I have just got back into playing the piano after buying my first house and having somewhere permanent to keep one.
I bought myself my first piano from a reputable dealer (I hope) on ebay (do the two go together?). It’s a Broadwood circa 1880 in a lovely walnut cabinet. The piano itself is in fantastic condition externally as I can see, and all the notes play (most of the time).
It was tuned before I bought it and has stayed in tune quite well since it was re-housed into my front room. Only the middle c and a few others have fallen flat, most of them are still in tune after 4 weeks.
I took it apart (as you do) to have a good look inside. The only issue im having with it is sometimes the keys don’t play, especially after playing for about 2-3 minutes. It also happens when you play softly.
Im a newbie to piano servicing but I would like to think I’m pretty handy. I know I should get someone pro to check it out, but everyone wants a call out fee!
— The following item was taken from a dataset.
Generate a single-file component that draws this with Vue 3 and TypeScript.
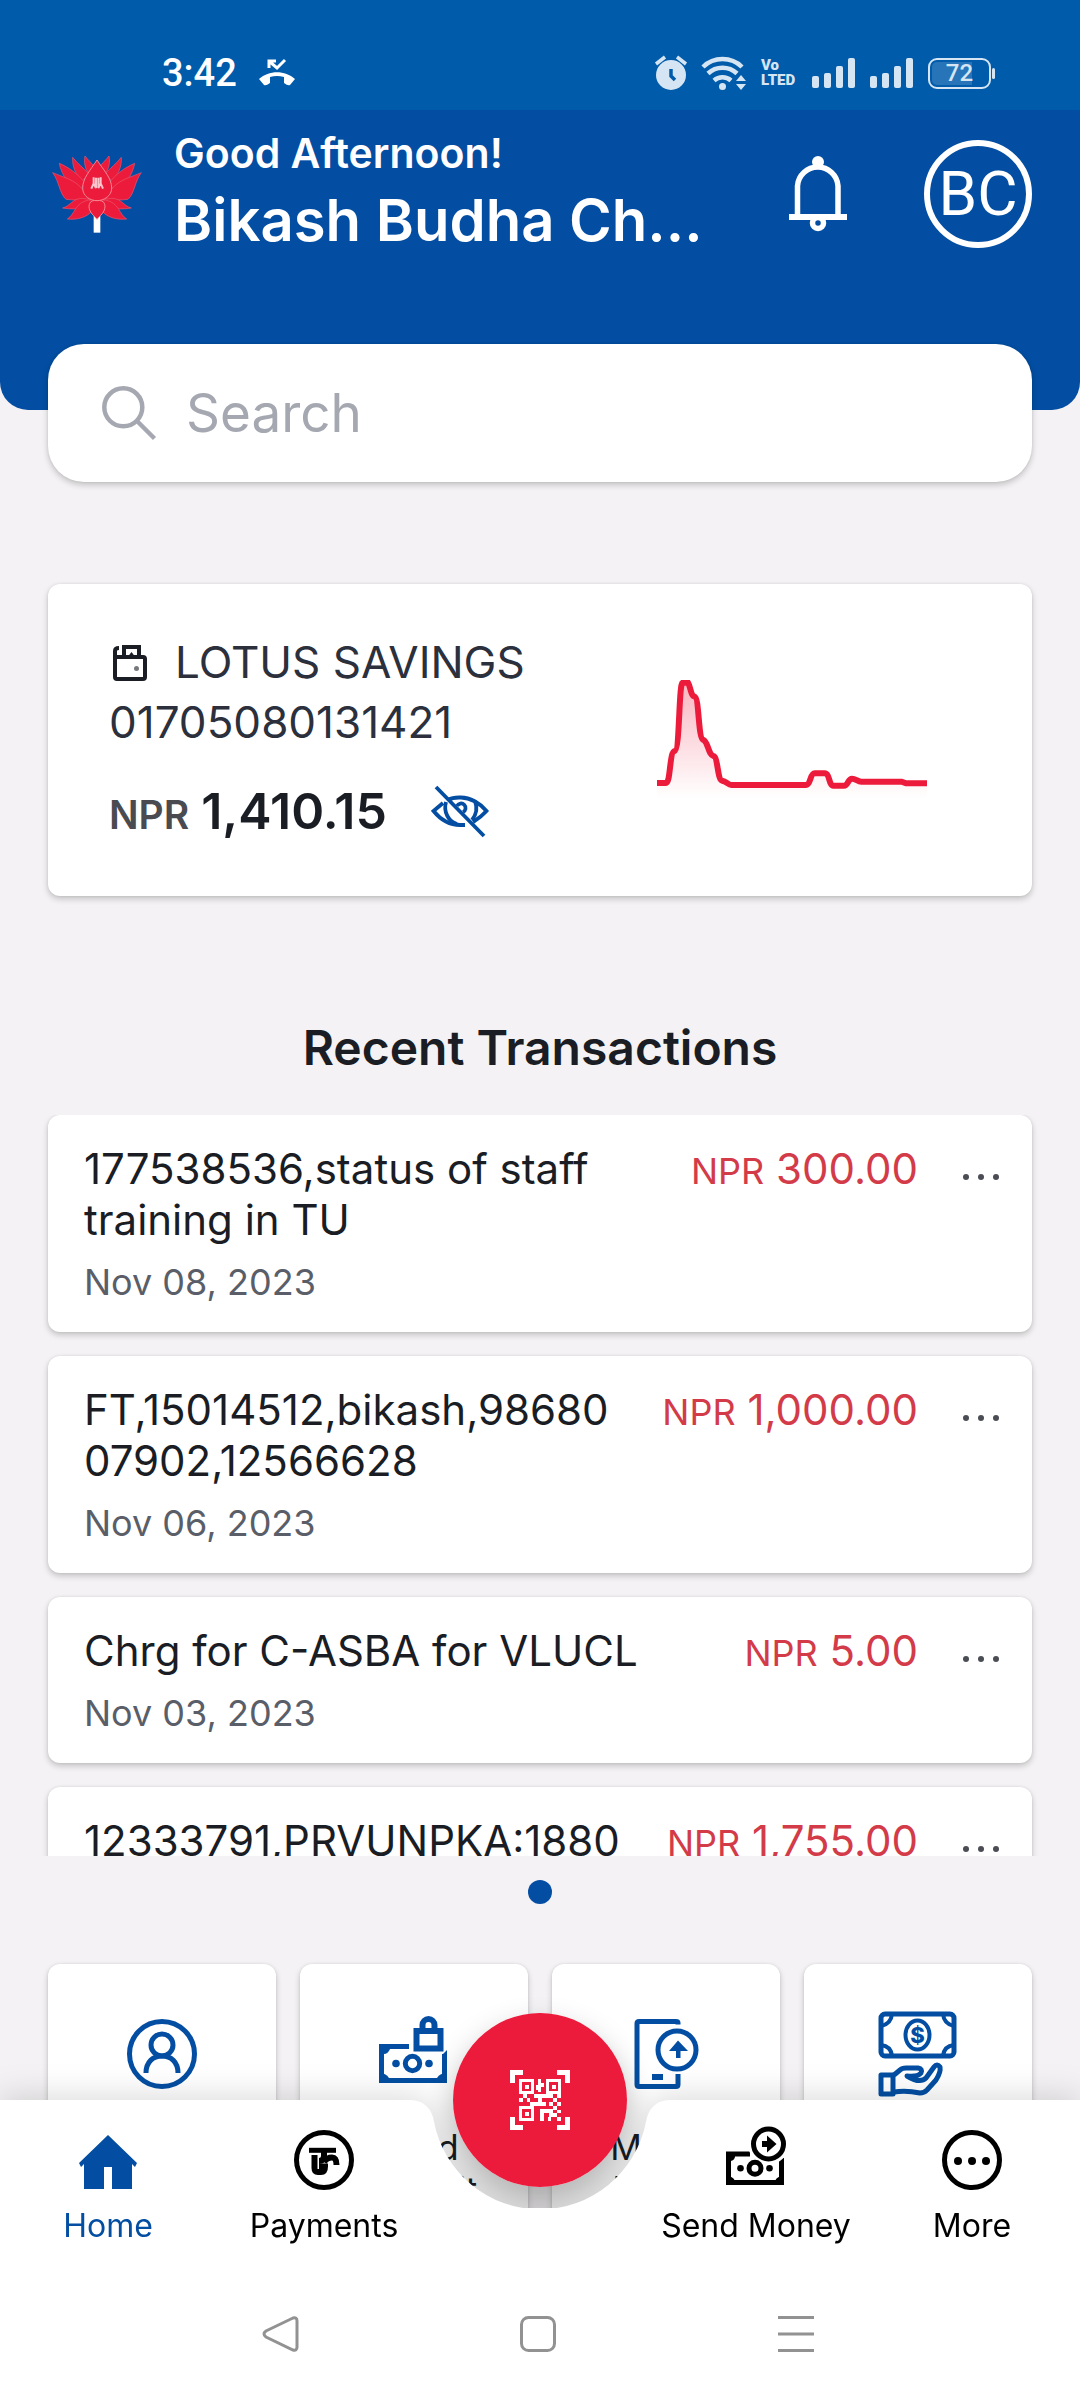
<script setup lang="ts">
interface Transaction {
  title: string
  date: string
  amount: string
}

const transactions: Transaction[] = [
  { title: '177538536,status of staff training in TU', date: 'Nov 08, 2023', amount: '300.00' },
  { title: 'FT,15014512,bikash,98680\n07902,12566628', date: 'Nov 06, 2023', amount: '1,000.00' },
  { title: 'Chrg for C-ASBA for VLUCL', date: 'Nov 03, 2023', amount: '5.00' },
  { title: '12333791,PRVUNPKA:1880', date: 'Nov 02, 2023', amount: '1,755.00' },
]

const signalBars: number[] = [12, 15, 22, 30]
</script>

<template>
  <div class="app">
    <div class="status">
      <span class="time">3:42</span>
      <svg class="missed" width="36" height="28" viewBox="0 0 36 28" fill="#fff">
        <path d="M0 20C10 11 26 11 36 20L31 26Q29 27 25 24L25 18Q18 16 11 18L11 24Q7 27 5 26Z" />
        <path d="M10 9V2H17M10.500 2.500L18 9L26 1" fill="none" stroke="#fff" stroke-width="3" />
      </svg>
      <div class="indicators">
        <svg width="32" height="34" viewBox="0 0 32 34" fill="#d6e5f3">
          <circle cx="16" cy="19" r="15" />
          <path d="M1 8L10 1M31 8L22 1" stroke="#d6e5f3" stroke-width="3.500" />
          <path d="M16 13V20L20 24" fill="none" stroke="#005baa" stroke-width="3.500" />
        </svg>
        <svg width="44" height="34" viewBox="0 0 44 34" fill="none" stroke="#d6e5f3" stroke-width="4.500">
          <path d="M1 11A28 28 0 0 1 40 11M6 17.500A21 21 0 0 1 35 17.500M12 24.500A13 13 0 0 1 29 24.500" />
          <circle cx="20.500" cy="30.500" r="3.500" fill="#d6e5f3" stroke="none" />
          <path d="M34 25L39 19L44 25ZM34 28H44L39 34Z" fill="#d6e5f3" stroke="none" />
        </svg>
        <span class="volte">Vo<br />LTED</span>
        <span v-for="n in 2" :key="n" class="signal">
          <i v-for="h in signalBars" :key="h" :style="{ height: h + 'px' }"></i>
        </span>
        <span class="battery"><span>72</span></span>
      </div>
    </div>

    <header class="header">
      <svg class="logo" width="94" height="80" viewBox="30 70 282 240">
        <rect x="161" y="250" width="20" height="56" fill="#fff" />
        <g fill="#ed1b3b" stroke="#e8566c" stroke-width="2" stroke-linejoin="round">
          <g id="petals">
            <path d="M135 76C131 96 136 116 146 128L166 112C156 98 144 88 135 76Z" />
            <path d="M98 80C96 108 108 136 128 150L146 128C130 112 112 98 98 80Z" />
            <path d="M58 98C64 134 90 166 116 188L134 156C116 132 90 112 58 98Z" />
            <path d="M38 126C58 152 58 188 78 206C100 210 130 206 156 205L124 172C104 148 72 140 38 126Z" />
            <path d="M68 232C92 226 96 204 126 203L166 208C150 230 116 240 68 232Z" />
            <path d="M82 265C106 250 104 216 146 208L162 216C166 246 130 270 82 265Z" />
          </g>
          <use href="#petals" transform="matrix(-1 0 0 1 342 0)" />
          <g stroke="#f68793" stroke-width="3">
            <path d="M171 88C150 120 128 143 128 172C128 196 150 210 171 210C192 210 215 196 215 172C215 143 192 120 171 88Z" />
            <path d="M171 210C148 206 144 224 149 238C154 252 166 258 171 266C176 258 188 252 193 238C198 224 194 206 171 210Z" />
          </g>
        </g>
        <path d="M161 140V158L154 174M168 141V172L162 160M175 141V172L181 160M182 140V158L189 174" fill="none" stroke="#fbc5cb" stroke-width="6" />
      </svg>
      <div class="who">
        <p class="greeting">Good Afternoon!</p>
        <h1 class="name">Bikash Budha Ch…</h1>
      </div>
      <button class="bell" type="button" aria-label="Notifications">
        <svg width="58" height="76" viewBox="0 0 58 76" fill="none" stroke="#fff" stroke-width="5.500">
          <circle cx="29" cy="6" r="6" fill="#fff" stroke="none" />
          <path d="M8.500 60V30A20.300 20.300 0 0 1 49 30V60" />
          <path d="M0 61H58" stroke-width="6" />
          <circle cx="29" cy="67" r="5.500" />
        </svg>
      </button>
      <button class="avatar" type="button" aria-label="Profile">BC</button>
    </header>

    <main class="content">
      <label class="search card">
        <svg width="54" height="54" viewBox="0 0 54 54" fill="none" stroke="#a5a8b1" stroke-width="4.500">
          <circle cx="21.300" cy="21.300" r="19" />
          <path d="M35 35L52.500 52.500" />
        </svg>
        <input type="search" placeholder="Search" aria-label="Search" />
      </label>

      <section class="account card">
        <div class="details">
          <div class="product">
            <svg width="34" height="36" viewBox="0 0 34 36" fill="none" stroke="#1a1d23" stroke-width="4">
              <rect x="2" y="12" width="30" height="22" rx="2" />
              <path d="M2 14V6Q2 3 6 3M11 11V2H26V11" />
              <path d="M17 11L18.500 9L20 11" stroke-width="2.500" />
              <circle cx="23.500" cy="23.500" r="2.500" fill="#77797d" stroke="none" />
            </svg>
            <span>LOTUS SAVINGS</span>
          </div>
          <p class="number">01705080131421</p>
          <div class="balance">
            <span class="currency">NPR</span>
            <strong>1,410.15</strong>
            <button type="button" aria-label="Hide balance">
              <svg width="58" height="51" viewBox="0 0 58 51" fill="none" stroke="#034ea2" stroke-width="3.800">
                <path d="M5 1L53 50" />
                <path d="M17 14C22 11 26 11.500 30 11.500C39 11.500 49 17 55.500 25C51 30 47 33 42 36M12 17L2.500 25C9 33 18 39 29 39H34" />
                <path d="M15 16C12 26 18 36 26 38M44 15C47 23 45 29 41 34" />
                <path d="M26 20A4.500 4.500 0 1 1 32 26" />
              </svg>
            </button>
          </div>
        </div>
        <svg class="chart" width="270" height="120" viewBox="171 330 810 360" aria-label="Balance trend">
          <defs>
            <linearGradient id="fade" x1="0" y1="0" x2="0" y2="1">
              <stop offset="0" stop-color="#ed1b3b" stop-opacity=".32" />
              <stop offset="1" stop-color="#ed1b3b" stop-opacity="0" />
            </linearGradient>
          </defs>
          <path fill="url(#fade)" d="M171 639H198C212 639 208 545 224 543C240 540 236 338 248 338H264C272 350 272 378 284 380C298 384 294 505 310 510C324 514 325 555 340 558C354 560 352 628 366 632C380 634 384 645 394 645H618C632 645 630 610 644 610H674C690 610 686 647 700 647H732C744 647 744 626 756 626C768 626 772 635 784 635H905L918 640H981V685H171Z" />
          <path fill="none" stroke="#ed1b3b" stroke-width="18" d="M171 639H198C212 639 208 545 224 543C240 540 236 338 248 338H264C272 350 272 378 284 380C298 384 294 505 310 510C324 514 325 555 340 558C354 560 352 628 366 632C380 634 384 645 394 645H618C632 645 630 610 644 610H674C690 610 686 647 700 647H732C744 647 744 626 756 626C768 626 772 635 784 635H905L918 640H981" />
        </svg>
      </section>

      <h2 class="heading">Recent Transactions</h2>
      <ul class="transactions">
        <li v-for="t in transactions" :key="t.title" class="card">
          <div class="entry">
            <p class="title">{{ t.title }}</p>
            <p class="date">{{ t.date }}</p>
          </div>
          <p class="amount"><small>NPR</small> {{ t.amount }}</p>
          <button class="dots" type="button" aria-label="Details"><i></i><i></i><i></i></button>
        </li>
      </ul>
      <div class="pager"><i></i></div>

      <div class="tiles">
        <button class="tile card" type="button" aria-label="Account">
          <svg width="84" height="84" viewBox="0 0 84 84" fill="none" stroke="#034ea2" stroke-width="5">
            <circle cx="42" cy="42" r="32.500" />
            <circle cx="42" cy="33" r="11" />
            <path d="M26 61C26 50 33 44 42 44C51 44 58 50 58 61" />
          </svg>
        </button>
        <button class="tile card" type="button">
          <svg width="84" height="84" viewBox="0 0 84 84" fill="none" stroke="#034ea2" stroke-width="5">
            <path d="M37 34.500H9.500V68.500H72.500V42" />
            <path d="M7 32H18V37Q16 42 12 42H7ZM7 71V61Q14 61 17 66V71ZM75 71V61Q68 61 65 66V71ZM75 38L70 43V48H75Z" fill="#034ea2" stroke="none" />
            <circle cx="40.500" cy="51.500" r="7.200" />
            <circle cx="24" cy="51.500" r="3.800" fill="#034ea2" stroke="none" />
            <circle cx="57" cy="51.500" r="3.800" fill="#034ea2" stroke="none" />
            <rect x="44.500" y="19" width="24" height="17.500" stroke-width="6" />
            <path d="M50.500 18V13A6 6 0 0 1 62.500 13V18" stroke-width="6" />
          </svg>
          <span>Fixed Deposit</span>
        </button>
        <button class="tile card" type="button">
          <svg width="84" height="84" viewBox="0 0 84 84" fill="none" stroke="#034ea2" stroke-width="5">
            <path d="M54 12.500V11Q54 9.500 52 9.500H15Q13 9.500 13 11.500V72.500Q13 74.500 15 74.500H52Q54 74.500 54 72.500V62" />
            <circle cx="53" cy="38" r="19" />
            <path d="M54 28.500L64 39H56.500V46H52V39H45ZM28 62H39V68H28Z" fill="#034ea2" stroke="none" />
          </svg>
          <span>Mobile Topup</span>
        </button>
        <button class="tile card" type="button" aria-label="Loan">
          <svg width="84" height="84" viewBox="0 0 84 84" fill="none" stroke="#034ea2" stroke-width="5" stroke-linejoin="round">
            <rect x="5" y="2" width="73" height="42" rx="4" />
            <path d="M5 14Q15 12 16 2M67 2Q68 12 78 14M5 33Q15 34 16 44M67 44Q68 34 78 33" stroke-width="4" />
            <ellipse cx="41.500" cy="23" rx="12" ry="14.500" stroke-width="4" />
            <text x="41.500" y="31" text-anchor="middle" font-family="Inter, sans-serif" font-size="22" font-weight="800" fill="#034ea2" stroke="none">$</text>
            <rect x="5" y="63" width="12" height="19" />
            <path d="M18 63L24 58Q26 56 30 56H42Q47 57 45 61Q42 65 31 64Q44 72 50 66L58 55Q61 51 64 55Q65 60 60 68L51 78Q48 81 44 81Q30 78 18 80" />
          </svg>
        </button>
      </div>
    </main>

    <nav class="dock">
      <div class="shade"></div>
      <div class="backdrop">
        <i></i>
        <svg width="260" height="110" viewBox="0 0 260 110" fill="#fff">
          <path d="M0 0C14 0 22 9 24 22A108 108 0 0 0 236 22C238 9 246 0 260 0V110H0Z" />
        </svg>
        <i></i>
      </div>
      <ul class="tabs">
        <li>
          <a href="#home" class="active">
            <svg width="60" height="60" viewBox="0 0 60 60" fill="#034ea2">
              <path d="M30 5L59 33L57 37L54 34V59H34V37H26V59H6V34L3 37L1 33Z" />
            </svg>
            Home
          </a>
        </li>
        <li>
          <a href="#payments">
            <svg width="60" height="60" viewBox="0 0 60 60" fill="none" stroke="#000" stroke-width="5">
              <circle cx="30" cy="30" r="27.500" />
              <path d="M15 20.300H42" />
              <path d="M20.500 25V38Q20.500 42 24 42H27Q31 42 31 36.500H25" stroke-width="6" />
              <path d="M30 21V26Q30 31 25 31M30 32Q33 27.500 38 27.500Q42.500 27.500 42.500 35" stroke-width="6" />
            </svg>
            Payments
          </a>
        </li>
        <li class="middle">
          <button class="scan" type="button" aria-label="Scan QR">
            <svg width="60" height="60" viewBox="270 240 180 180" fill="#fff" shape-rendering="crispEdges">
              <path d="M270 240H308V254H284V278H270ZM450 240H412V254H436V278H450ZM270 420H308V406H284V382H270ZM450 420H412V406H436V382H450Z" />
              <path fill-rule="evenodd" d="M297 267H342V312H297ZM306 276V303H333V276ZM378 267H423V312H378ZM387 276V303H414V276ZM297 348H342V393H297ZM306 357V384H333V357Z" />
              <path d="M314 284H326V296H314ZM395 284H407V296H395ZM314 365H326V377H314Z" />
              <path d="M355 267H364V279H372V291H364V305H355V300H347V285H355ZM309 312H320V324H309ZM297 324H309V336H297ZM320 324H331V336H320ZM342 312H388V324H366V336H378V348H330V336H354V324H342ZM388 312H400V324H388ZM411 312H423V324H411ZM400 324H411V336H400ZM388 336H400V348H388ZM411 336H423V348H411ZM400 348H411V360H400ZM411 360H423V370H411ZM360 358H400V370H372V393H360ZM386 370H411V380H400V382H386ZM384 382H394V393H384ZM411 382H423V393H411Z" />
            </svg>
          </button>
        </li>
        <li>
          <a href="#send">
            <svg width="60" height="60" viewBox="0 0 60 60" fill="none" stroke="#000" stroke-width="5">
              <path d="M24 24H2.500V52.500H55.500V28" />
              <path d="M0 22H9V27Q8 31 4 31H0ZM0 55V46Q7 46 9 51V55ZM58 55V46Q51 46 49 51V55Z" fill="#000" stroke="none" />
              <circle cx="42.500" cy="14" r="18" fill="#fff" stroke="#fff" />
              <circle cx="42.500" cy="14" r="15" />
              <circle cx="29" cy="38.300" r="6" />
              <circle cx="14.500" cy="38.300" r="3.300" fill="#000" stroke="none" />
              <circle cx="43.500" cy="38.300" r="3.300" fill="#000" stroke="none" />
              <path d="M36 11H41V5.500L50.500 14L41 22.500V17H36Z" fill="#000" stroke="none" />
            </svg>
            Send Money
          </a>
        </li>
        <li>
          <a href="#more">
            <svg width="60" height="60" viewBox="0 0 60 60">
              <circle cx="30" cy="30" r="27.500" fill="none" stroke="#000" stroke-width="5" />
              <circle cx="16" cy="31" r="4" /><circle cx="30" cy="31" r="4" /><circle cx="44" cy="31" r="4" />
            </svg>
            More
          </a>
        </li>
      </ul>
      <div class="system">
        <button type="button" aria-label="Back">
          <svg width="36" height="36" viewBox="0 0 36 36"><path d="M31 2L4 15Q0 18 4 21L31 34Q35 35 35 31V5Q35 1 31 2Z" /></svg>
        </button>
        <button type="button" aria-label="Home screen">
          <svg width="36" height="36" viewBox="0 0 36 36"><rect x="1.500" y="1.500" width="33" height="33" rx="7" /></svg>
        </button>
        <button type="button" aria-label="Recent apps">
          <svg width="36" height="36" viewBox="0 0 36 36"><path d="M0 1.500H36M0 18H36M0 34.500H36" /></svg>
        </button>
      </div>
    </nav>
  </div>
</template>

<style>
body {
  background: #f4f2f4;
}
</style>

<style scoped>
.app {
  min-height: 100vh;
  overflow: hidden;
  font-family: Inter, 'Liberation Sans', sans-serif;
  color: #1a1d23;
  background: #f4f2f4;
}
p, h1, h2, ul {
  margin: 0;
  padding: 0;
  list-style: none;
}
button {
  padding: 0;
  border: 0;
  background: none;
  font: inherit;
  color: inherit;
}
svg {
  display: block;
  flex: none;
  overflow: visible;
}
.chart {
  align-self: flex-start;
  margin-top: 43px;
  overflow: hidden;
}
.card {
  background: #fff;
  border-radius: 12px;
  box-shadow: 0 3px 6px rgba(0, 0, 0, 0.2), 0 0 3px rgba(0, 0, 0, 0.08);
}

.status {
  display: flex;
  align-items: center;
  height: 74px;
  padding: 36px 85px 0 162px;
  background: #005baa;
  color: #fff;
}
.time {
  font-family: Roboto, sans-serif;
  font-size: 38px;
  font-weight: 500;
  line-height: 44px;
}
.missed {
  margin-left: 22px;
}
.indicators {
  display: flex;
  align-items: center;
  gap: 15px;
  margin-left: auto;
  color: #d6e5f3;
}
.volte {
  width: 36px;
  font-family: Roboto, sans-serif;
  font-size: 15px;
  font-weight: 900;
  line-height: 15px;
}
.signal {
  display: flex;
  align-items: flex-end;
  justify-content: space-between;
  width: 43px;
}
.signal i {
  width: 7px;
  border-radius: 2px;
  background: #d6e5f3;
}
.battery {
  position: relative;
  box-sizing: border-box;
  width: 63px;
  margin-right: 4px;
  padding: 2px;
  border: 2px solid #d6e5f3;
  border-radius: 9px;
  font-family: Roboto, sans-serif;
  font-size: 24px;
  font-weight: 500;
  line-height: 23px;
  text-align: center;
}
.battery span {
  display: block;
  border-radius: 5px;
  background: linear-gradient(90deg, #2874b8 72%, transparent 72%);
}
.battery::after {
  content: '';
  position: absolute;
  top: 8px;
  right: -6px;
  width: 3px;
  height: 11px;
  border-radius: 2px;
  background: #d6e5f3;
}

.header {
  display: flex;
  align-items: center;
  padding: 17px 48px 149px 50px;
  border-radius: 0 0 28px 28px;
  background: #034ea2;
  color: #fff;
}
.who {
  flex: 1;
  margin-left: 30px;
}
.greeting {
  font-size: 41px;
  font-weight: 600;
  line-height: 52px;
}
.name {
  font-size: 58px;
  font-weight: 600;
  line-height: 82px;
  white-space: nowrap;
}
.avatar {
  box-sizing: border-box;
  width: 108px;
  height: 108px;
  margin-left: 77px;
  border: 6px solid #fff;
  border-radius: 50%;
  font-family: Roboto, sans-serif;
  font-size: 62px;
  line-height: 96px;
}

.content {
  padding: 0 48px 240px;
}
.search {
  display: flex;
  align-items: center;
  gap: 30px;
  height: 138px;
  margin-top: -66px;
  padding: 0 54px;
  border-radius: 36px;
}
.search input {
  flex: 1;
  min-width: 0;
  padding: 0;
  border: 0;
  outline: 0;
  background: none;
  font: inherit;
  font-size: 53px;
  line-height: 66px;
  appearance: none;
}
.search input::placeholder {
  color: #a5a8b1;
  opacity: 1;
}
.account {
  display: flex;
  align-items: center;
  justify-content: space-between;
  margin-top: 102px;
  padding: 53px 105px 50px 61px;
}
.product {
  display: flex;
  align-items: center;
  gap: 28px;
  margin-left: 4px;
}
.product,
.number {
  font-size: 44px;
  line-height: 51px;
  color: #2b303c;
}
.number {
  margin-top: 9px;
}
.balance {
  display: flex;
  align-items: baseline;
  margin-top: 28px;
  font-weight: 600;
}
.currency {
  font-size: 39px;
  color: #4a4b50;
}
.balance strong {
  margin-left: 12px;
  font-size: 50px;
  font-weight: 600;
  line-height: 70px;
}
.balance button {
  align-self: center;
  margin-left: 44px;
}

.heading {
  padding: 124px 0 40px;
  font-size: 48px;
  font-weight: 600;
  line-height: 55px;
  text-align: center;
}
.transactions {
  display: flex;
  flex-direction: column;
  gap: 24px;
  max-height: 741px;
  margin: 0 -48px;
  padding: 0 48px;
  overflow: hidden;
  box-sizing: border-box;
}
.transactions li {
  display: flex;
  flex: none;
  align-items: flex-start;
  padding: 28px 33px 28px 36px;
}
.entry {
  width: 62%;
}
.title,
.amount {
  font-size: 42px;
  line-height: 51px;
}
.title {
  overflow-wrap: anywhere;
  white-space: pre-line;
}
.date {
  margin-top: 15px;
  font-size: 36px;
  line-height: 44px;
  color: #5a5e68;
}
.amount {
  flex: 1;
  color: #d33b49;
  text-align: right;
  white-space: nowrap;
}
.amount small {
  font-size: 36px;
}
.dots {
  display: flex;
  gap: 9px;
  margin: 31px 0 0 45px;
}
.dots i {
  width: 6px;
  height: 6px;
  border-radius: 50%;
  background: #4b4d54;
}
.pager {
  display: flex;
  justify-content: center;
  padding: 24px 0 60px;
}
.pager i {
  width: 24px;
  height: 24px;
  border-radius: 50%;
  background: #034ea2;
}
.tiles {
  display: grid;
  grid-template-columns: repeat(4, 1fr);
  gap: 24px;
}
.tile {
  display: flex;
  flex-direction: column;
  align-items: center;
  gap: 30px;
  padding: 48px 40px 30px;
  font-size: 35px;
  line-height: 42px;
}

.dock {
  position: fixed;
  right: 0;
  bottom: 0;
  left: 0;
}
.shade {
  position: absolute;
  top: -87px;
  left: 50%;
  width: 174px;
  height: 174px;
  margin-left: -87px;
  border-radius: 50%;
  box-shadow: 0 16px 32px rgba(0, 0, 0, 0.3);
}
.backdrop {
  position: absolute;
  inset: 0;
  display: flex;
  filter: drop-shadow(0 -4px 16px rgba(0, 0, 0, 0.14));
}
.backdrop::after {
  content: '';
  position: absolute;
  inset: 108px 0 0;
  background: #fff;
}
.backdrop i {
  flex: 1;
  background: #fff;
}
.tabs {
  position: relative;
  display: grid;
  grid-template-columns: repeat(5, 1fr);
  font-size: 32px;
  line-height: 42px;
  text-align: center;
  white-space: nowrap;
}
.tabs a {
  display: flex;
  flex-direction: column;
  align-items: center;
  gap: 15px;
  padding-top: 30px;
  color: #000;
  text-decoration: none;
}
.tabs a.active {
  color: #034ea2;
}
.middle {
  display: flex;
  justify-content: center;
  align-items: flex-start;
}
.scan {
  display: grid;
  place-items: center;
  flex: none;
  width: 174px;
  height: 174px;
  margin-top: -87px;
  margin-bottom: -87px;
  border-radius: 50%;
  background: #ed1b3b;
}
.system {
  position: relative;
  display: flex;
  justify-content: center;
  gap: 222px;
  padding: 69px 4px 48px 0;
}
.system svg {
  fill: none;
  stroke: #929292;
  stroke-width: 3px;
}
</style>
Probably understandable, but I want to learn more about the piano and how to look after, maintain and play properly so am keen to soak up as much advice from you Gurus as possible and do as much work myself as I can.
After taking it apart, I took a few photos of what, to my novice eyes, didn’t look quite right.
So finally, (sorry for the waffle) to my question…. Can anyone see anything untoward in the photos that needs immediate attention, or might be the cause of the keys not always playing?
Thanks in advance
after taking a second look at this pic, is this the main culprit? i do feel like a double hit sometimes? if there is this gap this may be what im feeling? a tap of the bottom then when it hits the string. if this gap exists, it might not then reach the string? hmm....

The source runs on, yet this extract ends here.